Yup makes sense. But I also feel the "toy agent model" of terminal and instrumental preferences has real life implications (even though it may not be best model). Namely that you will always value yourself over your clone for instrumental reasons if you're not perfect clones. And I also tend to feel the extent to which you value yourself over your clone will be high in such high stakes situations.

Keen on anything that would weaken / strengthen my intuitions on this :) 

I'd be more interested in how I can get out of the locked room. If the only way to do that is for one of us to press the button, one of us might eventually press it.

If we cared more about the future of humanity, then we'd probably have to stage a hunger strike (possibly to death) instead, and that would be really unpleasant and still no guarantee that whoever stuck us in this room wouldn't just go and pick someone else to do it.

I know that if I pressed the button that I'd be an awful world dictator and wouldn't even enjoy it, probably even worse at finding someone else who would be any better, and in any event the world would have to immediately deal with the fact that there's a shitload of new tech around that seems to have the primary function of instilling totalitarian control over a civilization.
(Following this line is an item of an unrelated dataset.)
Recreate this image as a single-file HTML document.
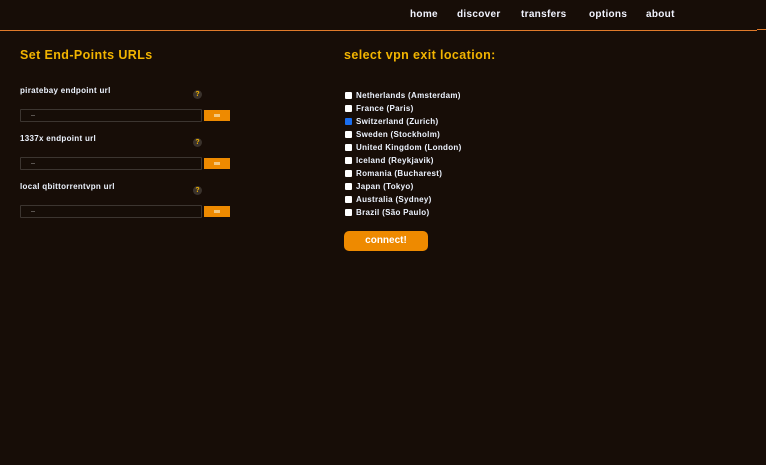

The world would be fucked. If there's some super-intelligence out there planning to lock someone in a room with a clone and a world domination button, don't pick me.

Interesting. Let's say you both agree to leave the room. Would you later feel guilt looking at the all the suffering in the world, knowing you could have helped prevent it? Be it genocides, world wars, misaligned AI, Zuckerberg becoming the next dictator, or something else.